VoIP Over WiFi WILL Disrupt the Cellular Industry
It’s official. You can read all about it in The New York Times today.
“What if, instead of burning up minutes on your cellphone plan, you could make free or cheap calls over the wireless networks that allow Internet access in many coffee shops, airports and homes?” asks Matt Richtel.
The Times has recently discovered what you probably already knew, The next generation of cell phones have WiFi access built into them. Although there are some nasty non-technical details to be worked out, these phones can go online via a hotspot as easily as they connect to a cell tower.
But, here’s the rub for the cellular industry: when these phones log on in a hotspot, they can become VoIP phones as in free or very cheap calling, as in Skype. Telco have invested their typical borrowed billions in wireless frequency auctions and in so-called 3G services. These investments were made on the premise that wireless prices for voice and some services would stay astronomically high compared to landline and Internet connections. Whoops. You can hear the write-offs and bankruptcies coming!
I don’t usually give investment advice and I should never be believed in the short-term because I get notoriously ahead of the markets (called poor timing). Nevertheless, I am avoiding investing in any company whose income growth depends on traditional wireless – even sold some mutual funds which were too heavily invested in the sector. This includes most major telcos – many of which are now being touted by analysts again.
My guess if that the complete disruption of this industry will take five years (see note above on market timing). This disruption may require that mobile phones support some varieties of WiMax as well as WiFi for nearly universal coverage.
Here’s a bunch of specific predictions:
- WiFi support in mobile phones will wipe out the distinction between the mobile phone and the home phone (about time!). When you are in your house, your phone will be logged into your home WiFi and become your home phone.
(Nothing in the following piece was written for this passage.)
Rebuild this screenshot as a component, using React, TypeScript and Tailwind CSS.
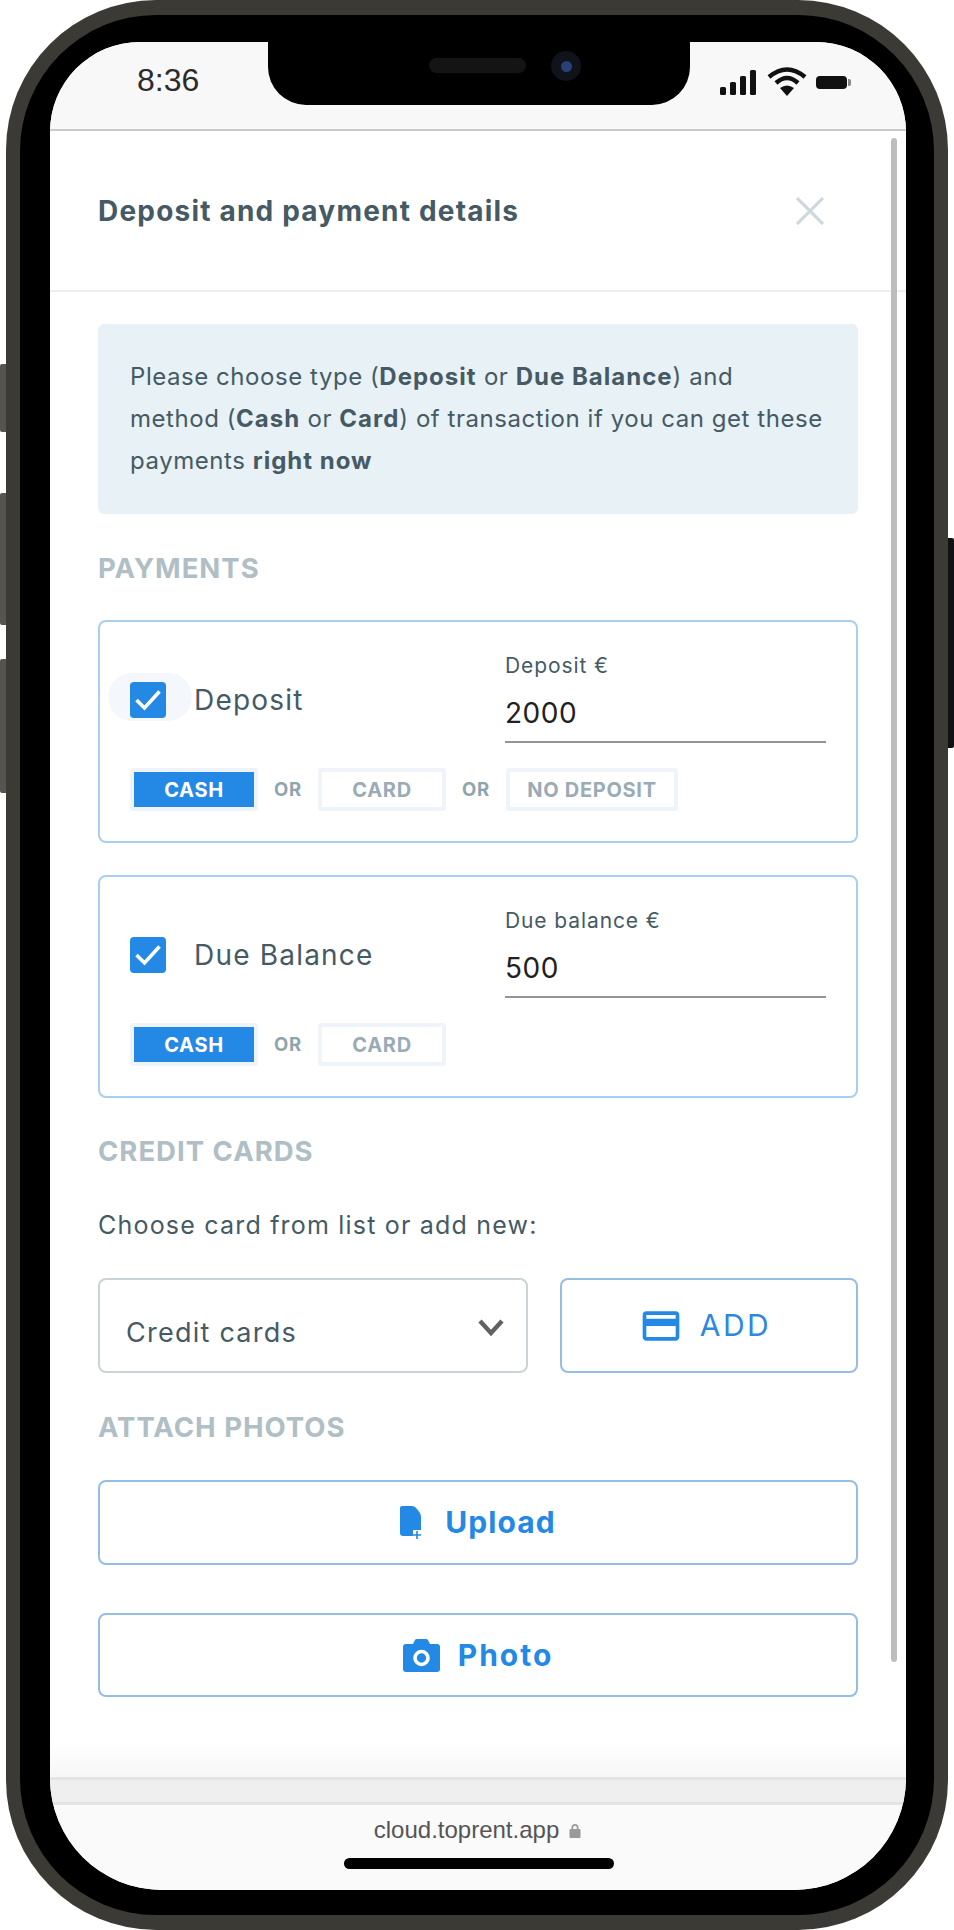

- WiFi support in mobile phones will shift the balance of power from the big wireless operators to the cellphone hardware and software makers. Phones will be purchased independently of calling plans just as computers are purchased independent of Internet connectivity arrangements. Coupons for access may be included with phones instead of phones being included with calling plans. Why? Because voice calling will be too cheap to meter and hardware will still cost something.
- The about-to-happen incredible growth of the WiFi mesh will benefit from the savings in cellular costs it enables; and the incredible growth in WiFi availability will hasten the day when traditional expensive cellular connections (an the price paid for them) are obsolete. A true virtuous circle.
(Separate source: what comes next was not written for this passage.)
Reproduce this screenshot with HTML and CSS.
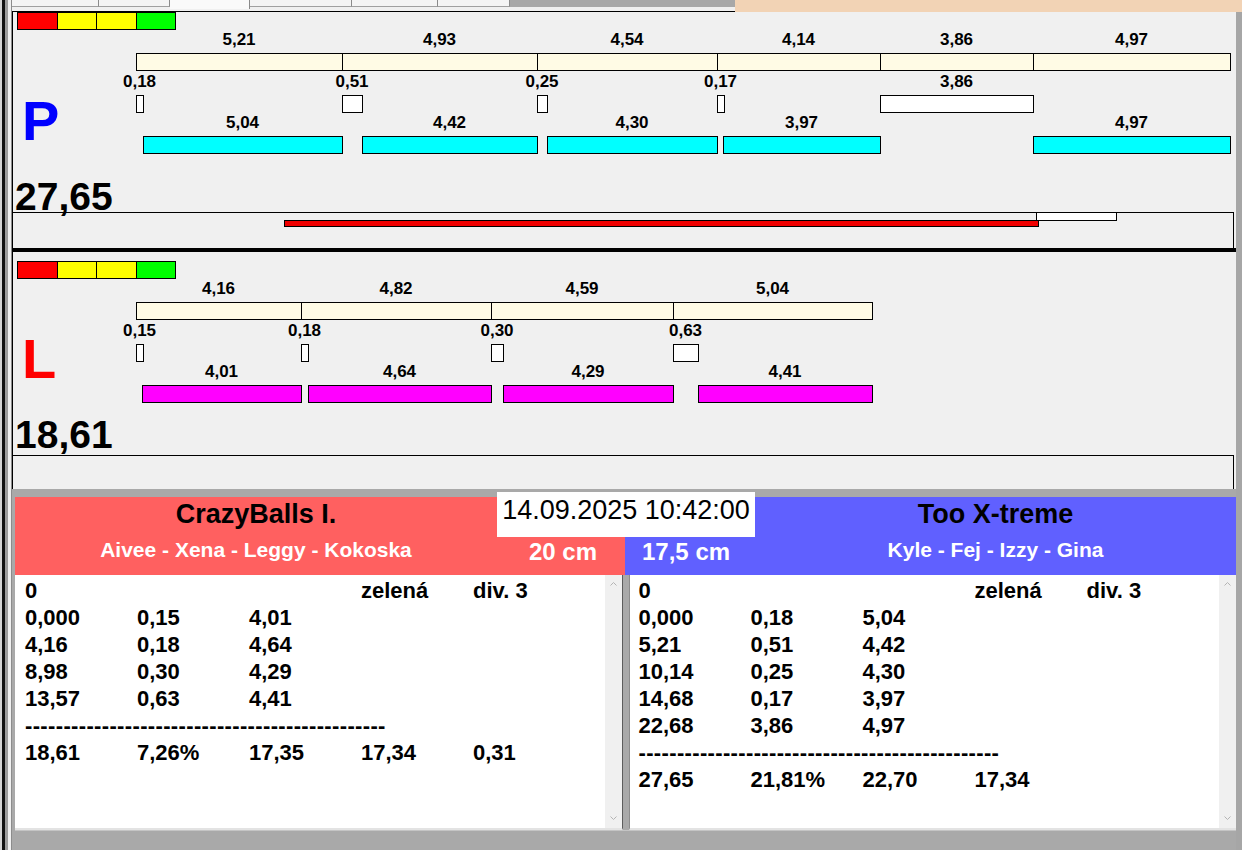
FILE: index.html
```html
<!DOCTYPE html>
<html lang="cs">
<head>
<meta charset="UTF-8">
<title>Závod</title>
<link rel="stylesheet" href="styles.css">
</head>
<body>
<div class="frame-left"></div>

<div class="window">
    <div class="tabs">
        <div class="tab-strip">
            <span class="tab"></span>
            <span class="tab"></span>
            <span class="tab active"></span>
            <span class="tab"></span>
            <span class="tab"></span>
            <span class="tab"></span>
            <span class="tab-rest"></span>
        </div>
        <div class="tab-fill"></div>
    </div>

    <section class="lane lane-p">
        <div class="tiles"><i class="red"></i><i class="yellow"></i><i class="yellow"></i><i class="green"></i></div>
        <div class="chart" id="chartP"></div>
        <div class="total">27,65</div>
        <div class="track">
            <span class="mark-white"></span>
            <span class="mark-red"></span>
        </div>
        <div class="letter">P</div>
    </section>

    <div class="divider"></div>

    <section class="lane lane-l">
        <div class="tiles"><i class="red"></i><i class="yellow"></i><i class="yellow"></i><i class="green"></i></div>
        <div class="chart" id="chartL"></div>
        <div class="total">18,61</div>
        <div class="track"></div>
        <div class="letter">L</div>
    </section>

    <div class="bottom">
        <div class="teams">
            <div class="team team-red">
                <div class="team-name">CrazyBalls I.</div>
                <div class="team-members">Aivee - Xena - Leggy - Kokoska</div>
            </div>
            <div class="mid">
                <div class="date">14.09.2025 10:42:00</div>
                <div class="cm-row">
                    <div class="cm cm-red">20 cm</div>
                    <div class="cm cm-blue">17,5 cm</div>
                </div>
            </div>
            <div class="team team-blue">
                <div class="team-name">Too X-treme</div>
                <div class="team-members">Kyle - Fej - Izzy - Gina</div>
            </div>
        </div>

        <div class="lists">
            <div class="list list-left">
                <div class="list-body">
                    <span>0</span><span></span><span></span><span>zelená</span><span>div. 3</span>
                    <span>0,000</span><span>0,15</span><span>4,01</span><span></span><span></span>
                    <span>4,16</span><span>0,18</span><span>4,64</span><span></span><span></span>
                    <span>8,98</span><span>0,30</span><span>4,29</span><span></span><span></span>
                    <span>13,57</span><span>0,63</span><span>4,41</span><span></span><span></span>
                    <span class="dash">-----------------------------------------------</span>
                    <span>18,61</span><span>7,26%</span><span>17,35</span><span>17,34</span><span>0,31</span>
                </div>
                <div class="scrollbar">
                    <svg width="7" height="4" viewBox="0 0 7 4"><polyline points="0.5,3.5 3.5,0.5 6.5,3.5" fill="none" stroke="#b4b4b4"/></svg>
                    <svg width="7" height="4" viewBox="0 0 7 4"><polyline points="0.5,0.5 3.5,3.5 6.5,0.5" fill="none" stroke="#b4b4b4"/></svg>
                </div>
            </div>
            <div class="list list-right">
                <div class="list-body">
                    <span>0</span><span></span><span></span><span>zelená</span><span>div. 3</span>
                    <span>0,000</span><span>0,18</span><span>5,04</span><span></span><span></span>
                    <span>5,21</span><span>0,51</span><span>4,42</span><span></span><span></span>
                    <span>10,14</span><span>0,25</span><span>4,30</span><span></span><span></span>
                    <span>14,68</span><span>0,17</span><span>3,97</span><span></span><span></span>
                    <span>22,68</span><span>3,86</span><span>4,97</span><span></span><span></span>
                    <span class="dash">-----------------------------------------------</span>
                    <span>27,65</span><span>21,81%</span><span>22,70</span><span>17,34</span><span></span>
                </div>
                <div class="scrollbar">
                    <svg width="7" height="4" viewBox="0 0 7 4"><polyline points="0.5,3.5 3.5,0.5 6.5,3.5" fill="none" stroke="#b4b4b4"/></svg>
                    <svg width="7" height="4" viewBox="0 0 7 4"><polyline points="0.5,0.5 3.5,3.5 6.5,0.5" fill="none" stroke="#b4b4b4"/></svg>
                </div>
            </div>
        </div>

        <div class="status"></div>
    </div>
</div>

<div class="frame-right"></div>

<script>
// 1 unit of time = SCALE px, lane drawing starts at ORIGIN (page x)
const SCALE = 39.55, ORIGIN = 136, PAD = 13;
const px = u => Math.round(ORIGIN + u * SCALE);
const fmt = v => v.toFixed(2).replace('.', ',');

const lanes = {
    chartP: {
        laps: [5.21, 4.93, 4.54, 4.14, 3.86, 4.97],
        gaps: [[0, 0.18], [5.21, 0.51], [10.14, 0.25], [14.68, 0.17], [18.82, 3.86]],
        runs: [[0.18, 5.04], [5.72, 4.42], [10.39, 4.30], [14.85, 3.97], [22.68, 4.97]],
        runClass: 'seg-run-p'
    },
    chartL: {
        laps: [4.16, 4.82, 4.59, 5.04],
        gaps: [[0, 0.15], [4.16, 0.18], [8.98, 0.30], [13.57, 0.63]],
        runs: [[0.15, 4.01], [4.34, 4.64], [9.28, 4.29], [14.20, 4.41]],
        runClass: 'seg-run-l'
    }
};

function row(parent, cls) {
    const r = document.createElement('div');
    r.className = 'row ' + cls;
    parent.appendChild(r);
    return r;
}

function box(parent, x0, x1, cls) {
    const b = document.createElement('div');
    b.className = 'seg ' + cls;
    b.style.left = (x0 - PAD) + 'px';
    b.style.width = (x1 - x0 + 1) + 'px';
    parent.appendChild(b);
}

function label(parent, center, text) {
    const l = document.createElement('span');
    l.className = 'lbl';
    l.textContent = text;
    l.style.left = (center - PAD) + 'px';
    parent.appendChild(l);
}

for (const id in lanes) {
    const lane = lanes[id];
    const chart = document.getElementById(id);

    const lapLabels = row(chart, 'row-label');
    const lapBars = row(chart, 'row-bar');
    let start = 0;
    lane.laps.forEach(lap => {
        const x0 = px(start), x1 = px(start + lap);
        label(lapLabels, (x0 + x1) / 2, fmt(lap));
        box(lapBars, x0, x1, 'seg-lap');
        start += lap;
    });

    const gapLabels = row(chart, 'row-label gap');
    const gapBars = row(chart, 'row-bar');
    lane.gaps.forEach(([s, g]) => {
        const x0 = px(s), x1 = x0 + Math.max(7, Math.round(g * SCALE));
        label(gapLabels, (x0 + x1) / 2, fmt(g));
        box(gapBars, x0, x1, 'seg-gap');
    });

    const runLabels = row(chart, 'row-label');
    const runBars = row(chart, 'row-bar');
    lane.runs.forEach(([s, len]) => {
        const x0 = px(s), x1 = px(s + len);
        label(runLabels, (x0 + x1) / 2, fmt(len));
        box(runBars, x0, x1, lane.runClass);
    });
}
</script>
</body>
</html>
```

FILE: styles.css
```css
* {
    box-sizing: border-box;
}

html, body {
    margin: 0;
}

body {
    width: 1242px;
    height: 850px;
    overflow: hidden;
    display: flex;
    background: #f0f0f0;
    font-family: "Liberation Sans", Arial, sans-serif;
    color: #000;
}

.frame-left {
    width: 12px;
    flex: none;
    background: linear-gradient(to right, #d4d4d4 0 2px, #111 2px 5px, #9c9c9c 5px 8px, #f0f0f0 8px 11px, #8c8c8c 11px 12px);
}

.frame-right {
    width: 6px;
    flex: none;
    background: linear-gradient(#f2d3b5 0 12px, #a6a6a6 12px);
}

.window {
    flex: 1;
    min-width: 0;
    display: flex;
    flex-direction: column;
}

/* tab strip */
.tabs {
    display: flex;
    height: 12px;
    flex: none;
}

.tab-strip {
    width: 723px;
    display: flex;
    align-items: flex-start;
    background: #f0f0f0;
    border-bottom: 1px solid #000;
}

.tab {
    height: 7px;
    background: #f4f4f4;
    border-right: 1px solid #8a8a8a;
    border-bottom: 1px solid #a0a0a0;
}

.tab:nth-child(1) { width: 87px; }
.tab:nth-child(2) { width: 71px; }
.tab:nth-child(3) { width: 80px; }
.tab:nth-child(4) { width: 102px; }
.tab:nth-child(5) { width: 86px; }
.tab:nth-child(6) { width: 72px; }

.tab.active {
    height: 9px;
    background: #fafafa;
    border-bottom: none;
}

.tab-rest {
    flex: 1;
    height: 7px;
    background: #a8a8a8;
}

.tab-fill {
    flex: 1;
    background: #f2d3b5;
}

/* lanes */
.lane {
    position: relative;
    flex: none;
    border-left: 1px solid #000;
}

.lane-p {
    height: 236px;
}

.lane-l {
    height: 237px;
    padding-top: 9px;
}

.divider {
    height: 4px;
    flex: none;
    background: #000;
}

.tiles {
    display: flex;
    height: 18px;
    margin-left: 4px;
}

.tiles i {
    height: 18px;
    border: 1px solid #000;
    border-left: none;
}

.tiles i:nth-child(1) { width: 41px; border-left: 1px solid #000; }
.tiles i:nth-child(2) { width: 39px; }
.tiles i:nth-child(3) { width: 40px; }
.tiles i:nth-child(4) { width: 39px; }

.tiles .red { background: #ff0000; }
.tiles .yellow { background: #ffff00; }
.tiles .green { background: #00ff00; }

.row {
    position: relative;
}

.row-label {
    height: 23px;
}

.row-label.gap {
    height: 24px;
}

.row-bar {
    height: 18px;
}

.lbl {
    position: absolute;
    top: 0;
    transform: translateX(-50%);
    font-size: 17px;
    font-weight: bold;
    line-height: 20px;
    white-space: nowrap;
}

.row-label.gap .lbl {
    top: 1px;
}

.seg {
    position: absolute;
    top: 0;
    height: 18px;
    border: 1px solid #000;
}

.seg-lap { background: #fffbe5; }
.seg-gap { background: #fff; }
.seg-run-p { background: #00ffff; }
.seg-run-l { background: #ff00ff; }

.total {
    height: 30px;
    margin-top: 28px;
    padding-left: 2px;
    font-size: 39px;
    font-weight: bold;
    line-height: 30px;
}

.lane-l .total {
    margin-top: 17px;
}

.track {
    position: relative;
    height: 36px;
    margin-right: 2px;
    border-top: 1px solid #000;
    border-right: 1px solid #000;
}

.lane-l .track {
    height: 34px;
    margin-top: 5px;
}

.mark-white {
    position: absolute;
    top: -1px;
    left: 1023px;
    width: 81px;
    height: 9px;
    background: #fff;
    border: 1px solid #000;
}

.mark-red {
    position: absolute;
    top: 7px;
    left: 271px;
    width: 755px;
    height: 7px;
    background: #f00000;
    border: 1px solid #000;
}

.letter {
    position: absolute;
    left: 9px;
    font-size: 56px;
    font-weight: bold;
    line-height: 56px;
}

.lane-p .letter {
    top: 81px;
    color: #0000ff;
}

.lane-l .letter {
    top: 79px;
    color: #ff0000;
}

/* bottom: teams and results */
.bottom {
    flex: 1;
    display: flex;
    flex-direction: column;
    padding: 8px 0 0 3px;
    background: #a9a9a9;
}

.teams {
    display: flex;
    height: 78px;
    flex: none;
}

.team {
    display: flex;
    flex-direction: column;
    align-items: center;
}

.team-red {
    width: 482px;
    background: #ff6060;
}

.team-blue {
    flex: 1;
    background: #6060ff;
}

.team-name {
    font-size: 27px;
    font-weight: bold;
    line-height: 34px;
}

.team-members {
    color: #fff;
    font-size: 21px;
    font-weight: bold;
    line-height: 37px;
}

.mid {
    width: 258px;
    height: 83px;
    margin-top: -5px;
    align-self: flex-start;
    display: flex;
    flex-direction: column;
}

.date {
    height: 45px;
    background: #fff;
    font-size: 27px;
    line-height: 36px;
    text-align: center;
}

.cm-row {
    flex: 1;
    display: flex;
}

.cm {
    color: #fff;
    font-size: 24px;
    font-weight: bold;
    line-height: 30px;
}

.cm-red {
    width: 128px;
    padding-right: 28px;
    text-align: right;
    background: #ff6060;
}

.cm-blue {
    flex: 1;
    padding-left: 17px;
    background: #6060ff;
}

.lists {
    display: flex;
    gap: 6px;
    height: 255px;
    flex: none;
}

.list {
    flex: 1;
    display: flex;
    background: #fff;
    border-bottom: 2px solid #e3e3e3;
}

.list-left {
    border-right: 1px solid #5c5c5c;
}

.list-right {
    border-left: 1px solid #8c8c8c;
}

.list-body {
    flex: 1;
    display: grid;
    grid-template-columns: repeat(5, 112px);
    grid-auto-rows: 27px;
    align-content: start;
    padding: 2px 0 0 10px;
    font-size: 22px;
    font-weight: bold;
    line-height: 27px;
    white-space: nowrap;
}

.list-right .list-body {
    padding-left: 9px;
}

.list-body .dash {
    grid-column: 1 / -1;
    letter-spacing: 0.35px;
}

.scrollbar {
    width: 17px;
    flex: none;
    display: flex;
    flex-direction: column;
    justify-content: space-between;
    align-items: center;
    padding: 7px 0 8px;
    background: #f0f0f0;
}

.scrollbar svg {
    display: block;
}

.status {
    flex: 1;
    border-top: 1px solid #c4c4c4;
}
```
- Existing cellular infrastructure will be used as LOW-COST wireless access to the Internet (EVDO does this today at a fairly high price). This is exactly analogous to the use of today’s legacy copper network to carry DSL over which VoIP functions. Problem for the owners of this infrastructure (at least owners of the frequencies and radios – towers will be good) is that the rates they’ll be able to charge in competition with WiFi and WiMax won’t pay the interest on the debt incurred to build those networks. So bankruptcies will be required to lower the cost basis of these assets and make them affordable.
Telco history is particularly repetitious. Here’s another excerpt from the NYTimes article:
“A spokesman for Verizon Wireless, Jeff Nelson, said the company was looking at Wi-Fi service but had no plans to offer a product in this area. ‘At this point, we don’t see a great application for customers,’ he said.”
The Times also says that carriers think use of public WiFi spectrum will degrade quality so consumers won’t want that.
You may remember that these are the same reasons telcos ignored VoIP ten years ago. And why AT&T sold all rights to it mobile technology a generation before that. Their consultants told them no one would use a service with the poor quality and the insecurity of radio as opposed to the (illusory) security of wireline.
The telcos are afflicted with the incumbent’s dilemma: they could embrace the new technology and hasten the death of their traditional wireless cash cow. They might survive better that way. But they’ll be worse off next quarter and the quarter after that. And might have to write-off the assets currently on their books if they recognize the disruption.
That’s why upstarts who enable the disruption won’t have to worry about marketplace competition from the incumbents early on. Regulatory “competition”, of course, is another story.